WHAT TO WORK ON -> Copy each line below in which the string "picture" occurs.

-- START --

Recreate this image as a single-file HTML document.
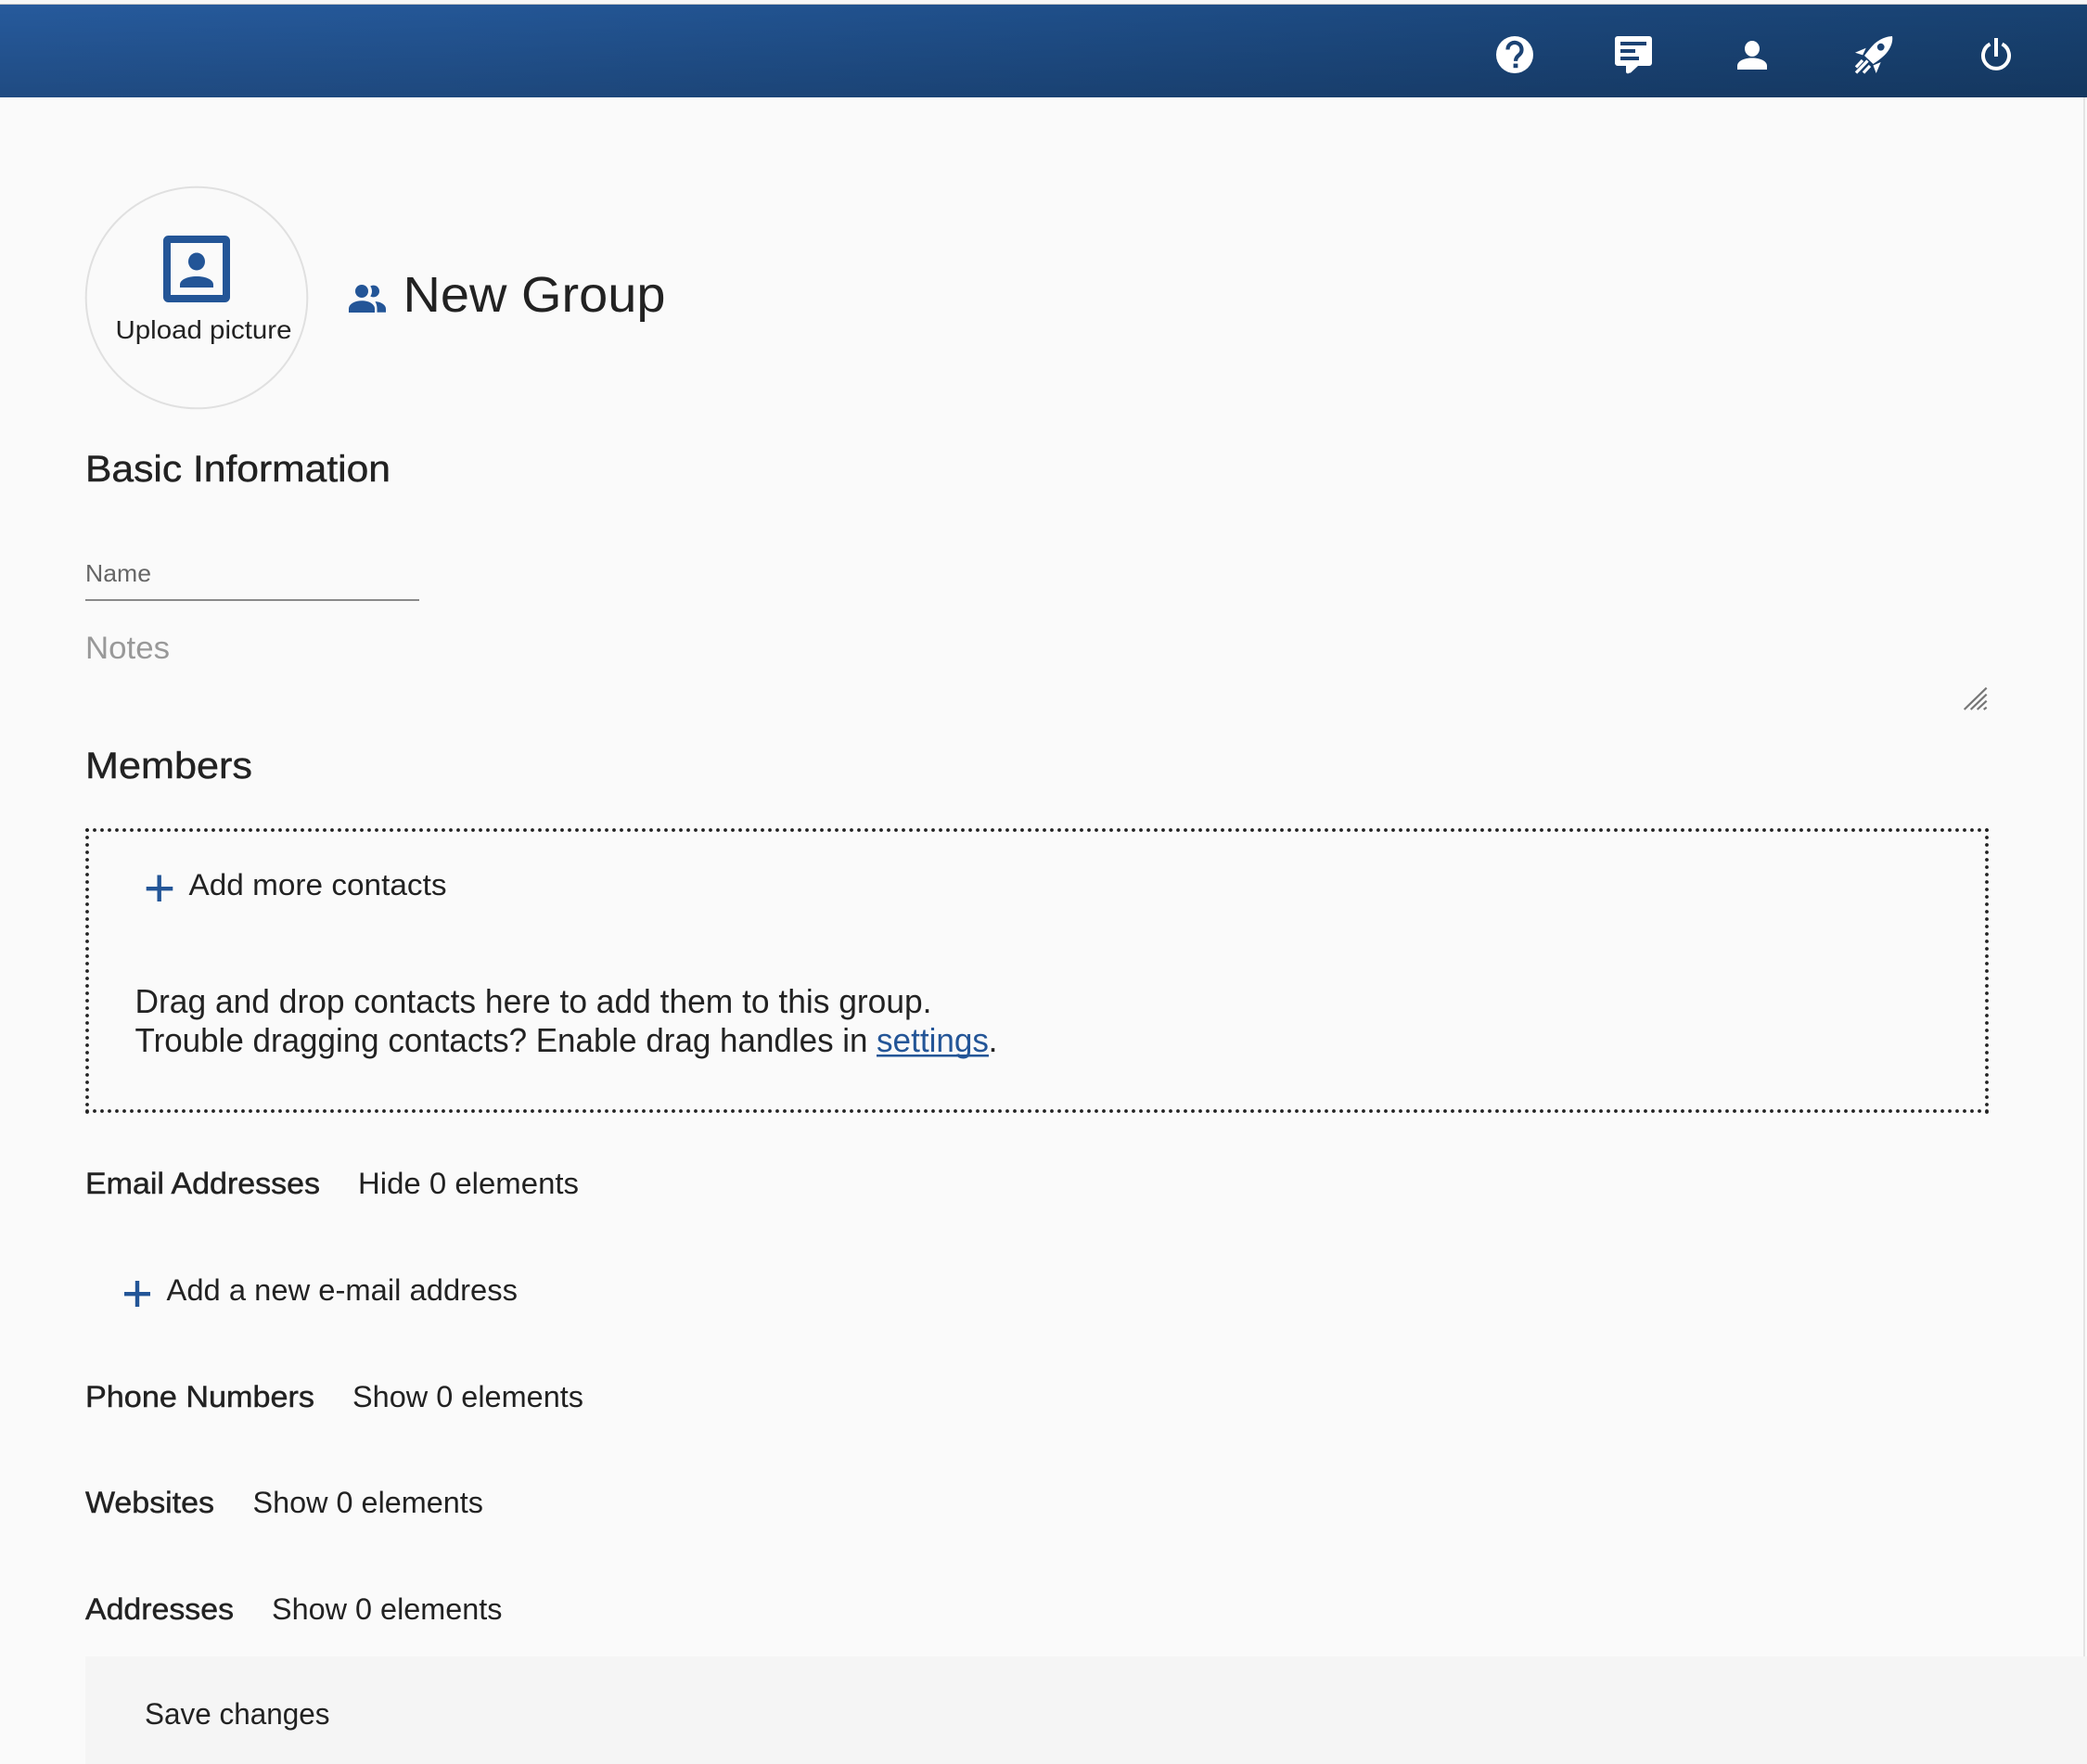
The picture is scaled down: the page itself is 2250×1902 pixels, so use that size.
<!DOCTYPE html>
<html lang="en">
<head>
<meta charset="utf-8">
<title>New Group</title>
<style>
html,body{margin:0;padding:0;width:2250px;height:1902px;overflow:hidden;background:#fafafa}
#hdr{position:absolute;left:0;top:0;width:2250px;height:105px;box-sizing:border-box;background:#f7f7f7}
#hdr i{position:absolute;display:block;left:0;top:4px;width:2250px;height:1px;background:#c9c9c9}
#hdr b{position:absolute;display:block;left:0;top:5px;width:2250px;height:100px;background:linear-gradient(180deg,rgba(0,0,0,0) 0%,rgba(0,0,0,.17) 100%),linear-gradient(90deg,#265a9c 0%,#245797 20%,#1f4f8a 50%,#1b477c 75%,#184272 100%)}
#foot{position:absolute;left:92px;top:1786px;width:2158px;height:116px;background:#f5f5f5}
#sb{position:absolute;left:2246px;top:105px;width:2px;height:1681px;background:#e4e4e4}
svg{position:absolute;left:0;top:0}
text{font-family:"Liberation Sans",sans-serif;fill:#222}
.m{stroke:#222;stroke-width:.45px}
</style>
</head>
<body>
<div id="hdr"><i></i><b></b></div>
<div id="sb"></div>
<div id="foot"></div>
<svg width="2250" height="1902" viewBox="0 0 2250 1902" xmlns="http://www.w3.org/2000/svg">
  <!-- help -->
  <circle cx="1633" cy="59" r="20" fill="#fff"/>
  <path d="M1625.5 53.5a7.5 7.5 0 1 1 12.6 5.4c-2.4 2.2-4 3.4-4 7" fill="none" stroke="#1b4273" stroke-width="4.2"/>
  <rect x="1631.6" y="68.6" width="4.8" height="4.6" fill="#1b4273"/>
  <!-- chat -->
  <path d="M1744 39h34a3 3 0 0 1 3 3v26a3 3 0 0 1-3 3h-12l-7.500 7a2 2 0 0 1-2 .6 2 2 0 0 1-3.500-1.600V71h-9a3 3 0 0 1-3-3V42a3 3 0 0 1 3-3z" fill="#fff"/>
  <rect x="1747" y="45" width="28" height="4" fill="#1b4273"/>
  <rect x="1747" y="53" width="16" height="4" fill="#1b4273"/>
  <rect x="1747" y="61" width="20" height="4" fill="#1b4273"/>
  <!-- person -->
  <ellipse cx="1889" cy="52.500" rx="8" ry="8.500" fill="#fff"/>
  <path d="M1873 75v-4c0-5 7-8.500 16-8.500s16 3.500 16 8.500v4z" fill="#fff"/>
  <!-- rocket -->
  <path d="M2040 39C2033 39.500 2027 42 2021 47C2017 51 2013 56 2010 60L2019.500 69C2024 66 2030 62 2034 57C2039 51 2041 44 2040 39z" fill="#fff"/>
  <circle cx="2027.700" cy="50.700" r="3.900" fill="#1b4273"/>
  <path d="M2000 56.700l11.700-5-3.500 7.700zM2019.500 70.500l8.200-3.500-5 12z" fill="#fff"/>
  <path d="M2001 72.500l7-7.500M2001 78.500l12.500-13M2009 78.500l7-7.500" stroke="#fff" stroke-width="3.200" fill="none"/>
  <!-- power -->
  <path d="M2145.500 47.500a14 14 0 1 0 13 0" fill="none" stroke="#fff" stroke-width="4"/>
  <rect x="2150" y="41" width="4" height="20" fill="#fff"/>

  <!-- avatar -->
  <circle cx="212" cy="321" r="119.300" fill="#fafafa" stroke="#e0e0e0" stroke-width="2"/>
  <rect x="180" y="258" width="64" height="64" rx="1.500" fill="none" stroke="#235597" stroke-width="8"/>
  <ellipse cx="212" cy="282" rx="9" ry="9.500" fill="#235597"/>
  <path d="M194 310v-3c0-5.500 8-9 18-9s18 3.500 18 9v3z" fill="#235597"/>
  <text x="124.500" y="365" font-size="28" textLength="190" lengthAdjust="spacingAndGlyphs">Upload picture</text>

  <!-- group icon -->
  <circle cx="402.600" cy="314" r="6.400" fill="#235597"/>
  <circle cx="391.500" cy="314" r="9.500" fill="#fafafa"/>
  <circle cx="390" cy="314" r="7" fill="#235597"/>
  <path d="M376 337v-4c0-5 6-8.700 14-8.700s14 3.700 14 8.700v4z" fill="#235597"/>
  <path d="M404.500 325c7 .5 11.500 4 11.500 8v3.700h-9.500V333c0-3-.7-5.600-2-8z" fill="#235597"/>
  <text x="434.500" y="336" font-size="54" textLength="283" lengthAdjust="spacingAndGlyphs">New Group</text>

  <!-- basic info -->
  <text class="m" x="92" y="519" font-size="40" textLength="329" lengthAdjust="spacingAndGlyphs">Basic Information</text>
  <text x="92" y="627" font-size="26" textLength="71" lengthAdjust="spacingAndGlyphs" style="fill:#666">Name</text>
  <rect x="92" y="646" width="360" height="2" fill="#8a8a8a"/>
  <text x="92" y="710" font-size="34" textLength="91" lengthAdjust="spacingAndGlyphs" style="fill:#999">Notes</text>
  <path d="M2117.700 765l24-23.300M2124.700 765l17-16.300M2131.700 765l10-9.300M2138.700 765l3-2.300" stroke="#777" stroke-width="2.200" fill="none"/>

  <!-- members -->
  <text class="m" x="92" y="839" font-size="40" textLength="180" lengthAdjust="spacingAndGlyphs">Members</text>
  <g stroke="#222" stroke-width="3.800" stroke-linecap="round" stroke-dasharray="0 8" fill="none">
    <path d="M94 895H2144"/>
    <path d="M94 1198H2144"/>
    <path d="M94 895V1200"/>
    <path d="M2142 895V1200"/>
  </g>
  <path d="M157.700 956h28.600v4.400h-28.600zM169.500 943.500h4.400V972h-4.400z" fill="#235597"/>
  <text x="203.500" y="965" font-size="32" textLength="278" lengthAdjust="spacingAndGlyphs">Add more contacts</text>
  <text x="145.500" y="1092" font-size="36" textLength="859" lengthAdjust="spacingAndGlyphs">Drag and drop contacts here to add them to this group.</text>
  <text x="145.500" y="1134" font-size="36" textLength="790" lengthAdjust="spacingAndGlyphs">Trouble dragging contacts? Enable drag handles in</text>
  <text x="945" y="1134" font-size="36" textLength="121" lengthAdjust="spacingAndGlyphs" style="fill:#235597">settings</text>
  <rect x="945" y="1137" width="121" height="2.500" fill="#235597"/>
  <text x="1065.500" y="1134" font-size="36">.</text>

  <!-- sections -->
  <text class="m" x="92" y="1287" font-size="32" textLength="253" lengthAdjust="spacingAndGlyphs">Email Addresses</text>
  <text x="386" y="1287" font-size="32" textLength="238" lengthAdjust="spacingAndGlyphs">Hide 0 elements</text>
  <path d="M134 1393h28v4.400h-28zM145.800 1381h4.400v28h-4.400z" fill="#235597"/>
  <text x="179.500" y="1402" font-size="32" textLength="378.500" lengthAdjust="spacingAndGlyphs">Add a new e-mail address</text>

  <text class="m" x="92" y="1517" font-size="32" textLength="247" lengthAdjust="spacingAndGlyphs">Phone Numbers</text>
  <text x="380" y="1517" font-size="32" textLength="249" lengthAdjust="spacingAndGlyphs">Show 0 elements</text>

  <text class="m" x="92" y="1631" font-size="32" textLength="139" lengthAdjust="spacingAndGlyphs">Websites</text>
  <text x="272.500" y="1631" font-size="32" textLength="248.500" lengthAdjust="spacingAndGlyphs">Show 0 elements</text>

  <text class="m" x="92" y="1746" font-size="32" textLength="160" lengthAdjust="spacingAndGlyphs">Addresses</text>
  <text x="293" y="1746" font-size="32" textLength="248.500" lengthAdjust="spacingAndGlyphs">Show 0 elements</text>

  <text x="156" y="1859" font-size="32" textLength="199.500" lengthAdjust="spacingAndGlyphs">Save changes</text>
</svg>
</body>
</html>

-- END --

EXERCISE SOLUTION ->
The picture is scaled down: the page itself is 2250×1902 pixels, so use that size.
  <text x="124.500" y="365" font-size="28" textLength="190" lengthAdjust="spacingAndGlyphs">Upload picture</text>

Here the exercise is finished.